Imbued with an acute sense of self-awareness seldom seen in big budget studio tentpoles this side of the Deadpool series, what follows is as much an exciting extension of the original movies' narrative as it is a meta and oftentimes humorous commentary about the nature of film franchises, remakes and reboots themselves. Suffice to say, Resurrections isn't your typical sequel. For while it does still rely on many of the same storytelling tropes as such followups as Star Wars: The Force Awakens, TRON: Legacy and Mad Max: Fury Road, it also carves out its own niche among its blockbuster brethren, acknowledging the irony of its own existence while incorporating clips from the original trilogy throughout its runtime, both as a refresher for the audience and for Neo himself.

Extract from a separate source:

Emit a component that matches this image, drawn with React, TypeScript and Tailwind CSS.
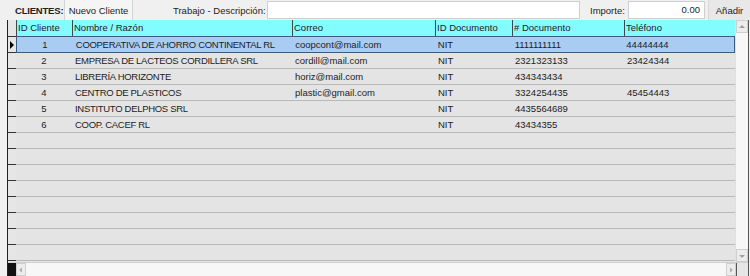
import React from "react";

interface Cliente {
  id: number;
  nombre: string;
  correo: string;
  tipoDoc: string;
  documento: string;
  telefono: string;
}

const clientes: Cliente[] = [
  { id: 1, nombre: "COOPERATIVA DE AHORRO CONTINENTAL RL", correo: "coopcont@mail.com", tipoDoc: "NIT", documento: "1111111111", telefono: "44444444" },
  { id: 2, nombre: "EMPRESA DE LACTEOS CORDILLERA SRL", correo: "cordill@mail.com", tipoDoc: "NIT", documento: "2321323133", telefono: "23424344" },
  { id: 3, nombre: "LIBRERÍA HORIZONTE", correo: "horiz@mail.com", tipoDoc: "NIT", documento: "434343434", telefono: "" },
  { id: 4, nombre: "CENTRO DE PLASTICOS", correo: "plastic@gmail.com", tipoDoc: "NIT", documento: "3324254435", telefono: "45454443" },
  { id: 5, nombre: "INSTITUTO DELPHOS SRL", correo: "", tipoDoc: "NIT", documento: "4435564689", telefono: "" },
  { id: 6, nombre: "COOP. CACEF RL", correo: "", tipoDoc: "NIT", documento: "43434355", telefono: "" },
];

const columns = [
  { title: "ID Cliente", w: "w-[56px]" },
  { title: "Nombre / Razón", w: "w-[220px]" },
  { title: "Correo", w: "w-[143px]" },
  { title: "ID Documento", w: "w-[77px]" },
  { title: "# Documento", w: "w-[112px]" },
  { title: "Teléfono", w: "w-[111px]" },
];

const EMPTY_ROWS = 8;

function Arrow({ dir }: { dir: "up" | "down" | "left" | "right" }) {
  const pts = {
    up: "2,6 5,3 8,6",
    down: "2,4 5,7 8,4",
    left: "6,2 3,5 6,8",
    right: "4,2 7,5 4,8",
  }[dir];
  return (
    <svg width="10" height="10" viewBox="0 0 10 10">
      <polygon points={pts} fill="#a0a0a0" />
    </svg>
  );
}

function Row({ c, selected }: { c?: Cliente; selected?: boolean }) {
  return (
    <div className="flex h-[16px]">
      <div className="w-[8px] border-b border-[#333] bg-[#e6e6e6] flex items-center">
        {selected && (
          <svg width="6" height="8" viewBox="0 0 6 8" className="ml-[1px]">
            <polygon points="1,0 5,4 1,8" fill="#000" />
          </svg>
        )}
      </div>
      <div
        className={
          selected
            ? "flex w-[719px] bg-[#a9cdf2] border border-[#3b5d80] -mt-[1px] h-[17px] leading-[15px]"
            : "flex w-[719px] bg-[#e4e4e4] border-b border-[#b9b9b9] leading-[15px]"
        }
      >
        {c && (
          <>
            <div className="w-[56px] text-center">{c.id}</div>
            <div className="w-[220px] pl-[3px] whitespace-nowrap overflow-hidden tracking-[-0.3px]">{c.nombre}</div>
            <div className="w-[143px] pl-[3px] whitespace-nowrap overflow-hidden">{c.correo}</div>
            <div className="w-[77px] pl-[3px]">{c.tipoDoc}</div>
            <div className="w-[112px] pl-[3px]">{c.documento}</div>
            <div className="w-[111px] pl-[3px]">{c.telefono}</div>
          </>
        )}
      </div>
    </div>
  );
}

export default function App() {
  return (
    <div
      className="w-[750px] h-[276px] bg-[#f0f0f0] text-[9.5px] leading-[15px] text-[#222] overflow-hidden flex flex-col"
      style={{ fontFamily: '"Liberation Sans", Arial, sans-serif' }}
    >
      {/* top toolbar */}
      <div className="h-[20px] flex items-center whitespace-nowrap">
        <span className="ml-[15px] w-[49px] font-bold tracking-[-0.2px]">CLIENTES:</span>
        <button className="h-[20px] w-[69px] bg-[#f5f5f5] border-x border-[#d4d4d4] text-[9.5px]">
          Nuevo Cliente
        </button>
        <span className="ml-[40px] w-[94px]">Trabajo - Descripción:</span>
        <div className="w-[313px] h-[18px] bg-white border border-[#cfcfcf]" />
        <span className="ml-[10px] w-[38px]">Importe:</span>
        <div className="w-[77px] h-[18px] bg-white border border-[#cfcfcf] text-right pr-[4px] leading-[16px]">0.00</div>
        <button className="ml-[3px] h-[20px] flex-1 bg-[#e8e8e8] border-l border-[#d8d8d8] text-[9.5px]">
          Añadir
        </button>
      </div>

      {/* grid */}
      <div className="flex flex-1">
        <div className="w-[7px]" />
        <div className="flex-1 flex flex-col border-l border-[#222] border-r border-r-[#555]">
          <div className="flex flex-1">
            <div className="flex flex-col w-[727px] bg-[#e4e4e4]">
              {/* header */}
              <div className="flex h-[17px]">
                <div className="w-[8px] bg-[#e6e6e6] border-b border-[#333]" />
                <div className="flex w-[719px] bg-[#82fcff] border-b border-[#4a6a6a]">
                  {columns.map((col) => (
                    <div
                      key={col.title}
                      className={`${col.w} border-l border-[#3a4a4a] pl-[1px] whitespace-nowrap leading-[16px]`}
                    >
                      {col.title}
                    </div>
                  ))}
                </div>
              </div>
              {clientes.map((c, i) => (
                <Row key={c.id} c={c} selected={i === 0} />
              ))}
              {Array.from({ length: EMPTY_ROWS }).map((_, i) => (
                <Row key={`e${i}`} />
              ))}
              <div className="flex flex-1">
                <div className="w-[8px] bg-[#e6e6e6]" />
                <div className="flex-1" />
              </div>
            </div>
            {/* vertical scrollbar */}
            <div className="flex-1 flex flex-col bg-[#f7f7f7] border-l border-[#e0e0e0]">
              <div className="h-[13px] flex items-center justify-center bg-[#ececec] border border-[#cfcfcf]">
                <Arrow dir="up" />
              </div>
              <div className="flex-1" />
              <div className="h-[13px] flex items-center justify-center bg-[#ececec] border border-[#cfcfcf]">
                <Arrow dir="down" />
              </div>
            </div>
          </div>
          {/* horizontal scrollbar */}
          <div className="h-[14px] flex bg-[#f7f7f7] border-t border-[#d0d0d0]">
            <div className="w-[8px] bg-[#111]" />
            <div className="w-[10px] flex items-center justify-center bg-[#ececec] border border-[#cfcfcf]">
              <Arrow dir="left" />
            </div>
            <div className="flex-1" />
            <div className="w-[10px] flex items-center justify-center bg-[#ececec] border border-[#cfcfcf]">
              <Arrow dir="right" />
            </div>
            <div className="w-[12px] bg-[#e6e6e6] border-l border-[#555]" />
          </div>
        </div>
        <div className="w-[1px]" />
      </div>
    </div>
  );
}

At the heart of it all, though, is the relationship between Neo and Trinity, which stands out against the movie's gravity-defying action sequences as the one thing truly holding the story together. In any other film, their reunion might be the meet-cute that rekindles a romance between former lovers who eventually went their separate ways. In The Matrix Resurrections, however, it's the spark that rekindles long-forgotten memories — reigniting a long-dead series and reinvigorating old heroes for a new generation of moviegoing audiences.

The Matrix Resurrections releases December 22nd, 2021 from Warner Bros. Pictures. The film has an MPAA rating of R for violence and some language. Its runtime is 2 hrs. 28 min.